ABSTRACT

Mercury data for abiotic samples as well as living organisms representative of different ecosystems taken from a single collection locale, usually at the same time by the same research group, are particularly valuable. Such data may illustrate food web biomagnification and other phenomena more readily than isolated data bits drawn over several years from disparate locales using different collection methods, various sample preparations, and noncomparable chemical methodologies for mercury analysis. One integrated data set demonstrated that mercury from point-source discharges, such as sewer outfalls and chloralkali plants, was taken up by sediments, and the sediment mercury levels were then reflected by an increased mercury content of epibenthic fauna (Klein and Goldberg, 1970; Takeuchi, 1972; Dehlinger et al., 1973; Hoggins and Brooks, 1973; Klemmer et al., 1973; Parsons et al., 1973).

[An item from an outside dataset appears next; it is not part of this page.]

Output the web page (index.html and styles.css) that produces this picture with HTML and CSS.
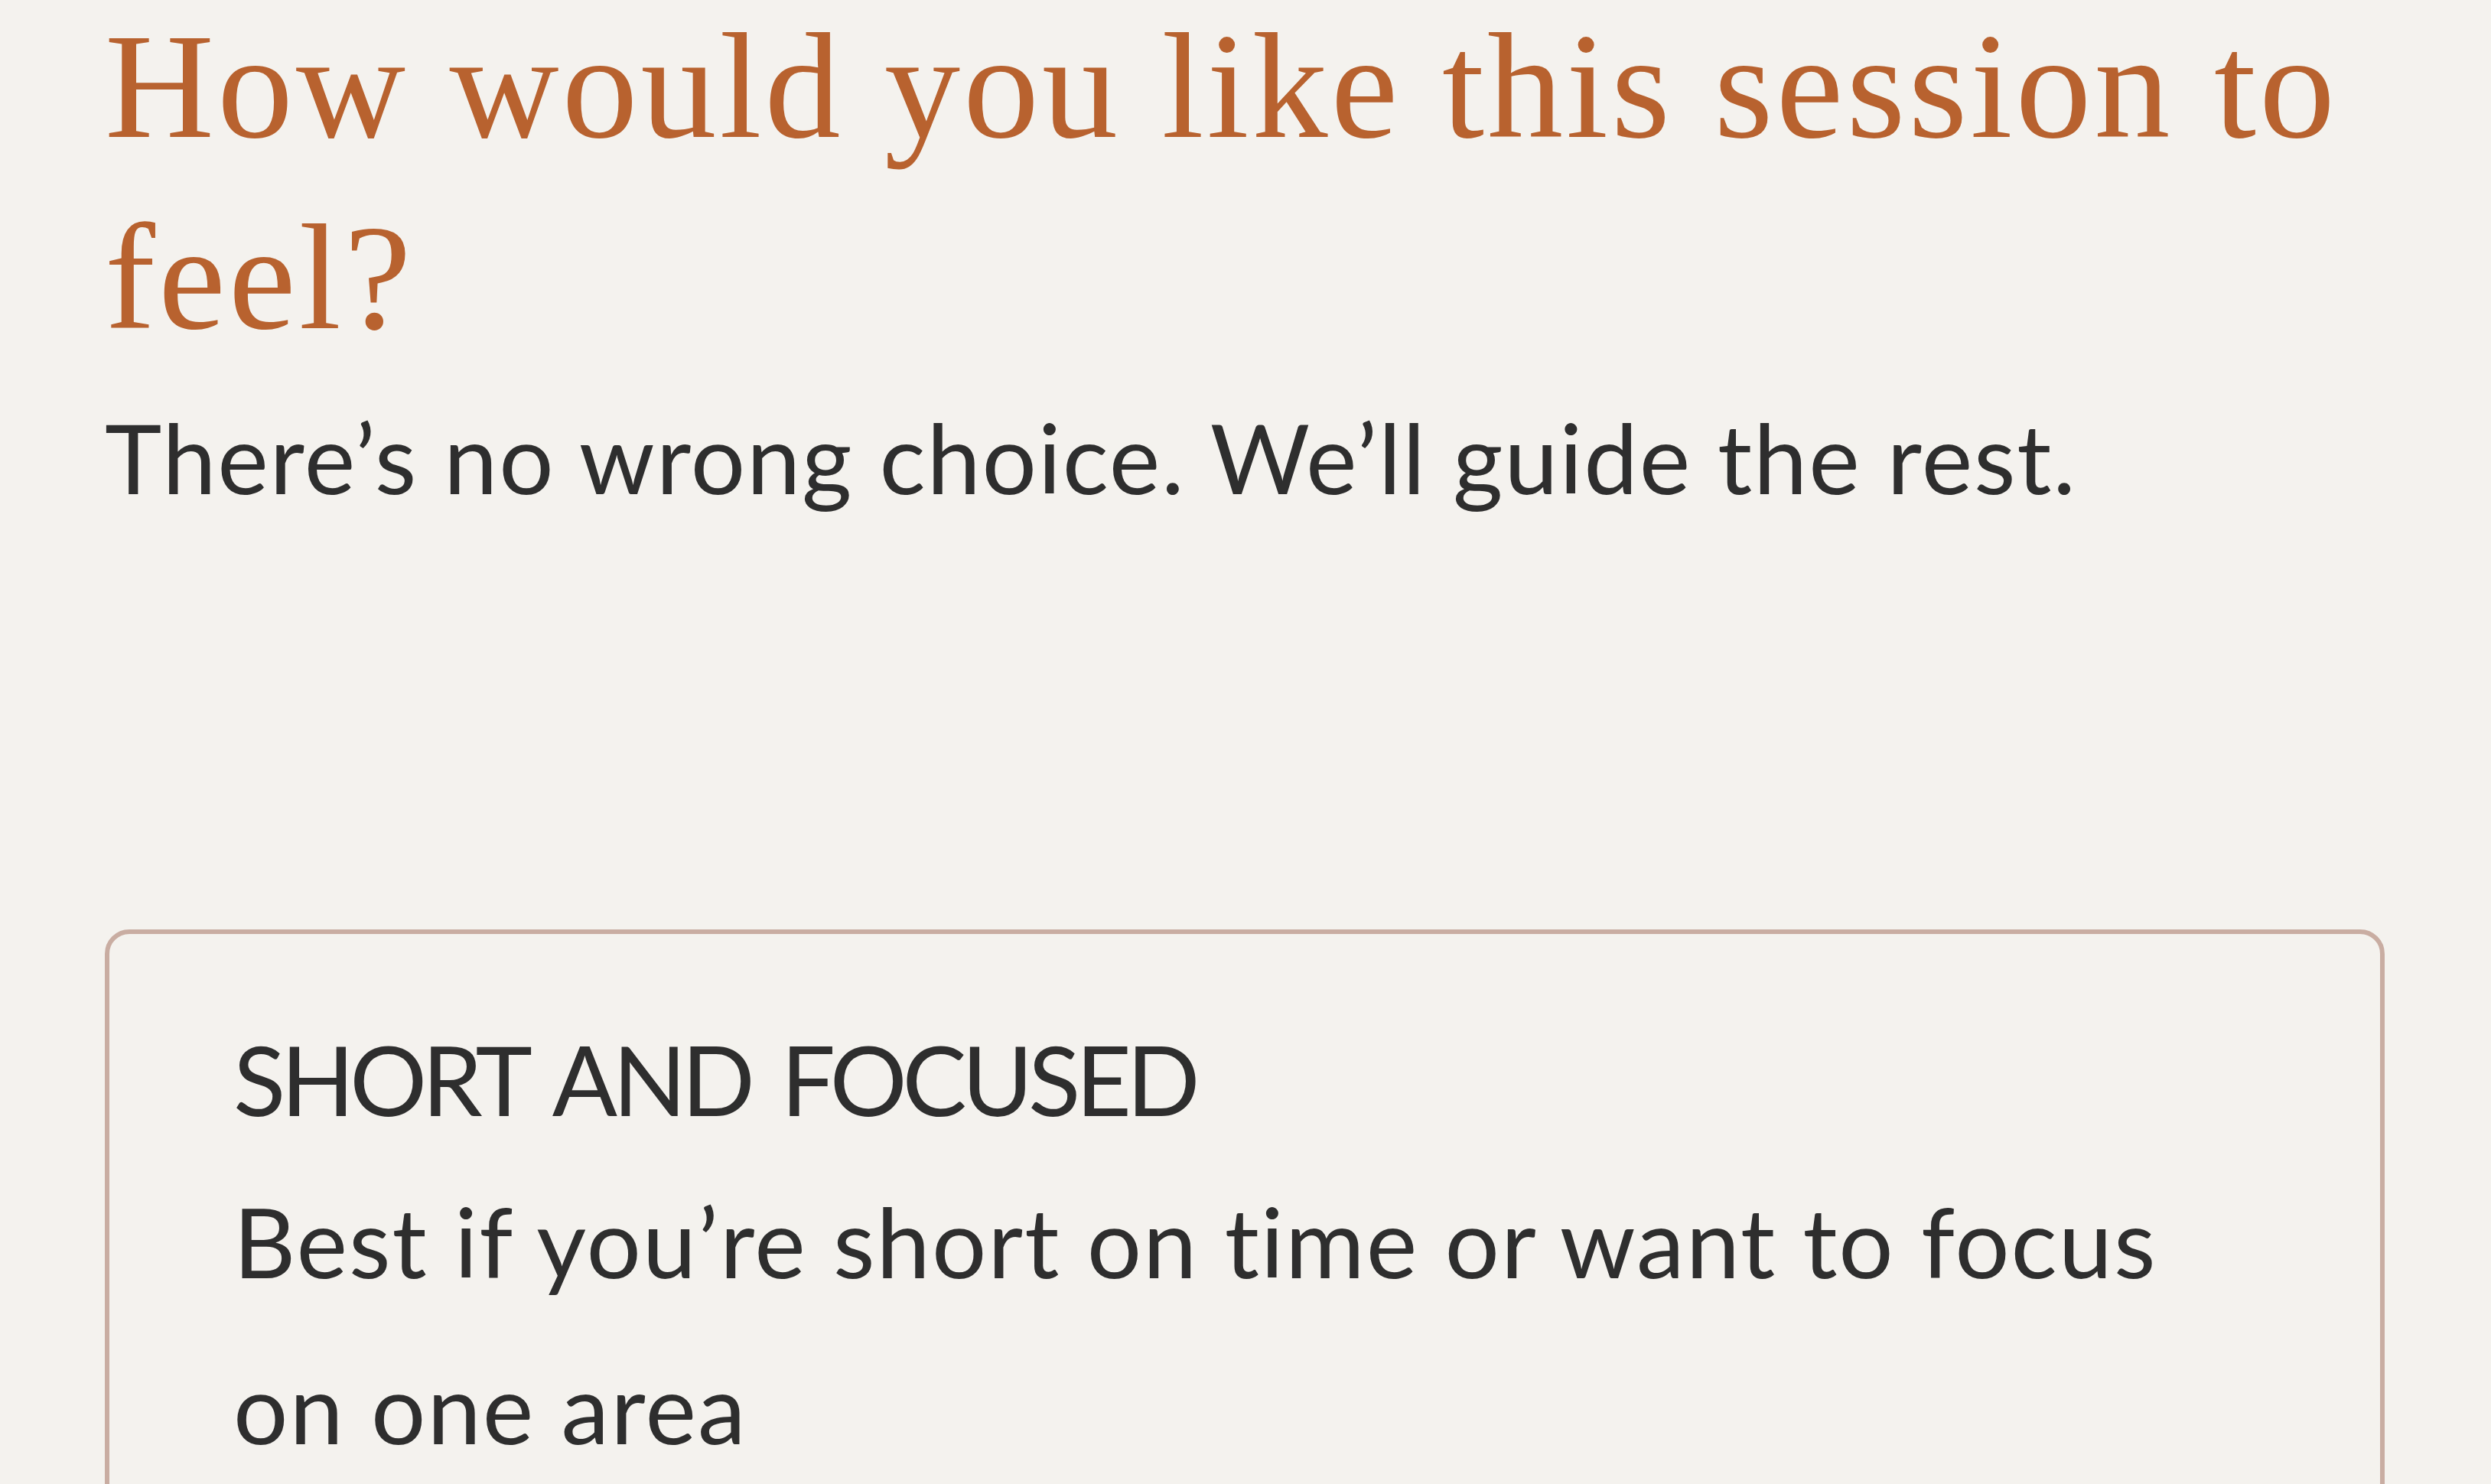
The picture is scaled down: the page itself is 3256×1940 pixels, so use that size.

In another case, analysis of the effluent from the Hyperion sewer outfall in Los Angeles showed a mercury concentration slightly below 0.001 mg/L (Klein and Goldberg, 1970). Concentrations of mercury in sediment samples near this outfall were as high as 0.82 mg/kg but decreased with increasing distance from the outfall; mercury levels in epibenthic fauna, including crabs, whelks, and scallops, were also highest at stations near the discharge and lowest at stations tens of kilometers distant.